Dejo para el final dos consideraciones relativas a aspectos de la obra que me han resultado de especial interés. Uno es su componente axiológica. Aunque la noción de valor me sigue resultando esquiva a ciertos efectos, esa componente me parece relevante. Y entronca, además, con parte de la producción de Echeverría de los últimos años, en concreto en el terreno de los valores de la ciencia. Y la segunda consideración se refiere a la reseña que hace de tres pensadores –Aristóteles, Bacon y Leibniz- que introdujeron innovaciones de gran alcance en el pensamiento humano. Quizás por mi desconocimiento del personaje, lo relativo al último, a Leibniz, me resultado de especial interés.

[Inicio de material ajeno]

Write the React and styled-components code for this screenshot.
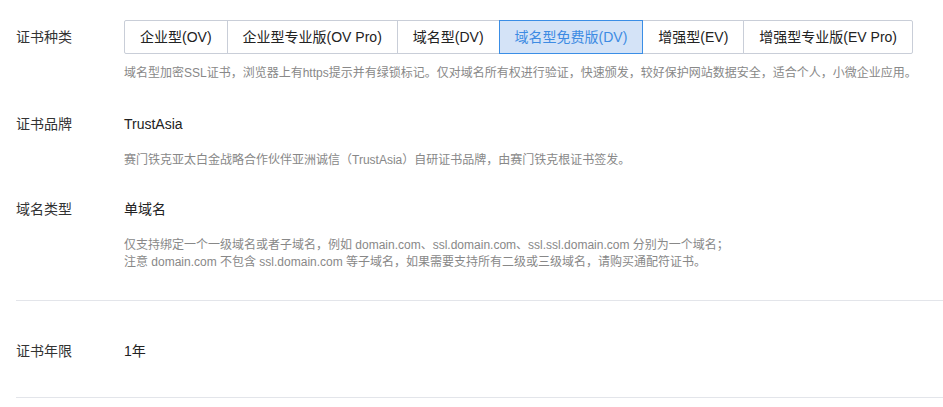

En suma, tenemos una obra sobre un tema muy de moda, pero, hasta donde alcanza mi conocimiento, con un tratamiento nuevo. Si la propuesta de Javier Echeverría tiene éxito, la innovación debería salir de los estrechos y confusos cauces por los que discurre ahora y para ser contemplada en nuevo contexto, más amplio y más fecundo. Para quienes levantamos la ceja cada vez que oímos o leemos la palabra innovación, eso serían buenas noticias. Aunque solo fuera por esa razón ya me parece suficiente para dar la bienvenida al libro. Y a quien, además, esté interesado en la innovación por razones académicas (en su estudio) o prácticas (en su ejercicio), “El arte de innovar” puede resultarle una lectura enriquecedora.
Ficha:
Autor: Javier Echeverría
Año: 2017
Título: El arte de innovar. Naturalezas, lenguajes, sociedades.
Editorial: Plaza y Valdés editores, Madrid.
1 Se omiten las referencias porque no se han utilizado para la redacción de esta reseña, pero pueden hallarse, junto con muchas más, en el propio texto de Echeverría.